Chapter 151, Session Laws 1925 re-enacts and amends §§ 6, 7, 13, 26 and 27, of chapter 160 of the Session Laws of 1919, as amended by chapter 38 of the Special Session Laws of 1919, as amended and re-enacted by chapter 77 of the Session Laws of North Dakota, for the year 1921, and as amended and re-enacted by chapter 232 of the Session Laws of North Dakota, for the year 1923, that is, chapter 151 of the Session Laws of 1925, amends §§ 6, 7, 13, 26 and 27, and leaves intact all the other sections of the different acts. The withdrawal section is still in full force and effect and under it the hail indemnity tax and the lien created thereby is made dependent upon the will of the owner of the land.
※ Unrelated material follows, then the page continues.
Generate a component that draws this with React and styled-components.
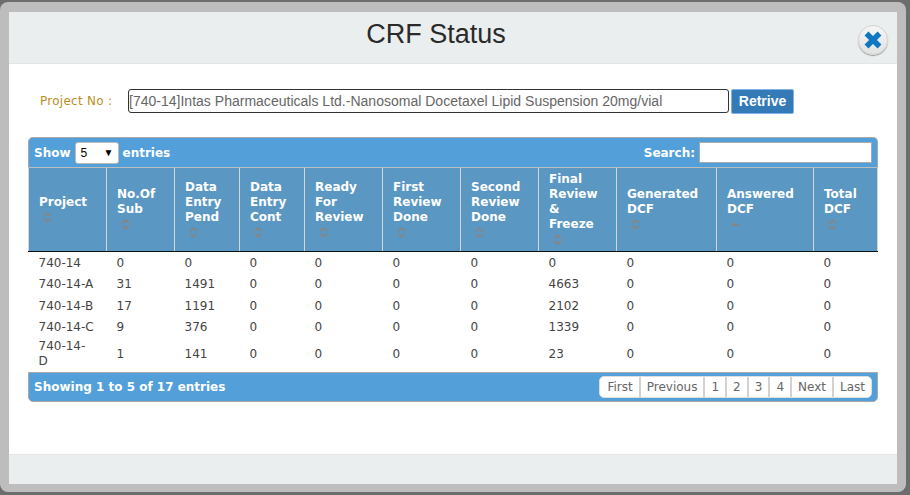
import React from 'react'
import styled, { createGlobalStyle } from 'styled-components'

const GlobalStyle = createGlobalStyle`
html, body {
  margin: 0;
  padding: 0;
  background: #6d6d6d;
}
`

const columns = [
  { label: 'Project', width: 78 },
  { label: 'No.Of Sub', width: 68 },
  { label: 'Data Entry Pend', width: 65 },
  { label: 'Data Entry Cont', width: 65 },
  { label: 'Ready For Review', width: 78 },
  { label: 'First Review Done', width: 78 },
  { label: 'Second Review Done', width: 78 },
  { label: 'Final\nReview\n&\nFreeze', width: 78 },
  { label: 'Generated DCF', width: 100 },
  { label: 'Answered DCF', width: 97, sorted: true },
  { label: 'Total DCF', width: 64 },
]

const rows = [
  ['740-14', 0, 0, 0, 0, 0, 0, 0, 0, 0, 0],
  ['740-14-A', 31, 1491, 0, 0, 0, 0, 4663, 0, 0, 0],
  ['740-14-B', 17, 1191, 0, 0, 0, 0, 2102, 0, 0, 0],
  ['740-14-C', 9, 376, 0, 0, 0, 0, 1339, 0, 0, 0],
  ['740-14-\nD', 1, 141, 0, 0, 0, 0, 23, 0, 0, 0],
]

const pages = ['First', 'Previous', '1', '2', '3', '4', 'Next', 'Last']

const SortIcon = ({ up }) => (
  <SortSvg viewBox="0 0 9 11" width="9" height="11">
    {up ? (
      <path d="M0.5 7 L4.5 3.5 L8.5 7 Z" fill="#8f8078" />
    ) : (
      <path d="M1 4.2 L4.5 1 L8 4.2 M1 6.8 L4.5 10 L8 6.8" fill="none" stroke="#94806f" strokeWidth="1.2" />
    )}
  </SortSvg>
)

const App = () => {
  return (
    <Page>
      <GlobalStyle />
      <Frame>
        <Modal>
          <Header>
            <Title>CRF Status</Title>
            <CloseButton>
              <svg viewBox="0 0 20 20" width="20" height="20">
                <path d="M3.5 3.5 L16.5 16.5 M16.5 3.5 L3.5 16.5" stroke="#0d77c4" strokeWidth="5.5" />
              </svg>
            </CloseButton>
          </Header>
          <Body>
            <ProjectRow>
              <ProjectLabel>Project No :</ProjectLabel>
              <ProjectInput>[740-14]Intas Pharmaceuticals Ltd.-Nanosomal Docetaxel Lipid Suspension 20mg/vial</ProjectInput>
              <RetriveButton>Retrive</RetriveButton>
            </ProjectRow>
            <TablePanel>
              <TopBar>
                <BarGroup>
                  Show
                  <EntrySelect>
                    5<span>▼</span>
                  </EntrySelect>
                  entries
                </BarGroup>
                <BarGroup>
                  Search:
                  <SearchBox />
                </BarGroup>
              </TopBar>
              <Table>
                <colgroup>
                  {columns.map((c) => (
                    <col key={c.label} width={c.width} />
                  ))}
                </colgroup>
                <thead>
                  <tr>
                    {columns.map((c) => (
                      <Th key={c.label}>
                        {c.label}
                        <SortIcon up={c.sorted} />
                      </Th>
                    ))}
                  </tr>
                </thead>
                <tbody>
                  {rows.map((r) => (
                    <tr key={r[0]}>
                      {r.map((v, i) => (
                        <Td key={i}>{v}</Td>
                      ))}
                    </tr>
                  ))}
                </tbody>
              </Table>
              <BottomBar>
                <span>Showing 1 to 5 of 17 entries</span>
                <Pager>
                  {pages.map((p) => (
                    <PageButton key={p}>{p}</PageButton>
                  ))}
                </Pager>
              </BottomBar>
            </TablePanel>
          </Body>
          <Footer />
        </Modal>
      </Frame>
    </Page>
  )
}

export default App

const Page = styled.div`
  width: 910px;
  height: 495px;
  overflow: hidden;
  box-sizing: border-box;
  padding: 2px 4px 3px 0;
  background: #6d6d6d;
`
const Frame = styled.div`
  box-sizing: border-box;
  height: 490px;
  padding: 10px 9px 8px 9px;
  background: #bdbdbd;
  border-radius: 8px;
`
const Modal = styled.div`
  height: 100%;
  display: flex;
  flex-direction: column;
  background: #fff;
`
const Header = styled.div`
  position: relative;
  height: 51px;
  flex-shrink: 0;
  padding-right: 34px;
  display: flex;
  justify-content: center;
  align-items: center;
  background: #ebeeee;
  border-bottom: 1px solid #e5e5e5;
`
const Title = styled.h3`
  margin: 0 0 6px;
  font: 400 27px "Liberation Sans", Arial, sans-serif;
  color: #2a2a2a;
`
const CloseButton = styled.div`
  position: absolute;
  top: 13px;
  right: 9px;
  width: 30px;
  height: 30px;
  border-radius: 50%;
  display: flex;
  align-items: center;
  justify-content: center;
  background: linear-gradient(#f6f6f6, #e2e2e2);
  border: 1px solid #d4d4d4;
  box-sizing: border-box;
  box-shadow: 0 1px 1px #999;
`
const Body = styled.div`
  flex: 1;
  padding: 24px 19px 0;
`
const ProjectRow = styled.div`
  display: flex;
  align-items: center;
  height: 26px;
  padding-left: 12px;
`
const ProjectLabel = styled.div`
  width: 88px;
  font: 400 12px "DejaVu Sans", Verdana, sans-serif;
  letter-spacing: 0.27px;
  color: #bc8d22;
`
const ProjectInput = styled.div`
  box-sizing: border-box;
  width: 601px;
  height: 24px;
  white-space: nowrap;
  overflow: hidden;
  font: 400 14px/22px "Liberation Sans", Arial, sans-serif;
  letter-spacing: 0.012px;
  color: #666;
  border: 1px solid #333;
  border-radius: 3px;
`
const RetriveButton = styled.button`
  box-sizing: border-box;
  width: 63px;
  height: 25px;
  margin-left: 2px;
  padding: 0;
  font: 700 14px "Liberation Sans", Arial, sans-serif;
  color: #fff;
  background: #337ab7;
  border: 1px solid #7fb2ea;
  border-radius: 2px;
`
const TablePanel = styled.div`
  margin-top: 23px;
  width: 850px;
`
const TopBar = styled.div`
  box-sizing: border-box;
  height: 31px;
  display: flex;
  justify-content: space-between;
  align-items: center;
  padding: 0 5px;
  font: 700 12px "DejaVu Sans", Verdana, sans-serif;
  color: #fff;
  background: #539fd9;
  border: 1px solid #a9a9a9;
  border-bottom-color: #bdbdbd;
  border-radius: 5px 5px 0 0;
`
const BarGroup = styled.div`
  display: flex;
  align-items: center;
  gap: 4px;
`
const EntrySelect = styled.div`
  box-sizing: border-box;
  width: 44px;
  height: 22px;
  padding: 0 4px 0 5px;
  display: flex;
  justify-content: space-between;
  align-items: center;
  font: 400 12px "Liberation Sans", Arial, sans-serif;
  color: #000;
  background: #fff;
  border: 1px solid #bbb;
  border-radius: 3px;
  span {
    font-size: 10px;
  }
`
const SearchBox = styled.div`
  box-sizing: border-box;
  width: 173px;
  height: 21px;
  background: #fff;
  border: 1px solid #aaa;
`
const Table = styled.table`
  width: 850px;
  table-layout: fixed;
  border-collapse: collapse;
`
const Th = styled.th`
  box-sizing: border-box;
  height: 83px;
  padding: 2px 5px 0 10px;
  text-align: left;
  vertical-align: middle;
  white-space: pre-line;
  font: 700 12px/15px "DejaVu Sans", Verdana, sans-serif;
  color: #fff;
  background: #5a97c3;
  border-left: 1px solid #d5d5d5;
  border-bottom: 1px solid #111;
  &:last-child {
    border-right: 1px solid #d5d5d5;
  }
`
const SortSvg = styled.svg`
  display: block;
  margin: 2px 0 3px 4px;
`
const Td = styled.td`
  padding: 4px 5px 2.5px 10px;
  font: 400 12px/15px "DejaVu Sans", Verdana, sans-serif;
  color: #444;
  vertical-align: middle;
  white-space: pre-line;
  tr:last-child > & {
    padding-top: 1.5px;
    padding-bottom: 2.5px;
  }
`
const BottomBar = styled.div`
  box-sizing: border-box;
  height: 30px;
  display: flex;
  justify-content: space-between;
  align-items: center;
  padding: 0 5px;
  font: 700 12px "DejaVu Sans", Verdana, sans-serif;
  color: #fff;
  background: #539fd9;
  border: 1px solid #a9a9a9;
  border-radius: 0 0 5px 5px;
`
const Pager = styled.div`
  display: flex;
  height: 20px;
  background: #fff;
  border-radius: 5px;
  overflow: hidden;
  border: 1px solid #ddd;
`
const PageButton = styled.div`
  padding: 0 6px;
  font: 400 12px/20px "DejaVu Sans", Verdana, sans-serif;
  color: #666;
  border-left: 2px solid #d2d2d2;
  &:first-child {
    border-left: 0;
    padding-left: 7px;
  }
`
const Footer = styled.div`
  height: 29px;
  background: #ebeeee;
  border-top: 1px solid #e5e5e5;
`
In other words, the state says to the farmer: "We will make a levy upon your land for a hail indemnity tax and you will have hail indemnity insurance on your crops, but if this is not satisfactory to you, you can at any time on or before the 15th day of June, file an affidavit describing your lands and withdrawing them from the operation of the hail indemnity tax law. But if you do not file your affidavit of withdrawal on or before the 15th day of June, the state *189 will conclusively presume that you want the hail insurance and the tax so levied will become a lien upon your land for its payment."

There is no merit in the contention of the defendants that since the law was enacted before the mortgage was given, that, therefore, the hail tax is prior to the mortgage, for the lien is created by contract, and it is not prior and cannot be prior to a mortgage unless it becomes a permanent lien before the execution of the mortgage. The mortgage in the case at bar was executed before the so-called tax lien was created and the judgment must be affirmed.

CHRISTIANSON, Ch. J., and JOHNSON, and BIRDZELL, JJ., concur.

NEUSSLE, J., being disqualified, did not participate.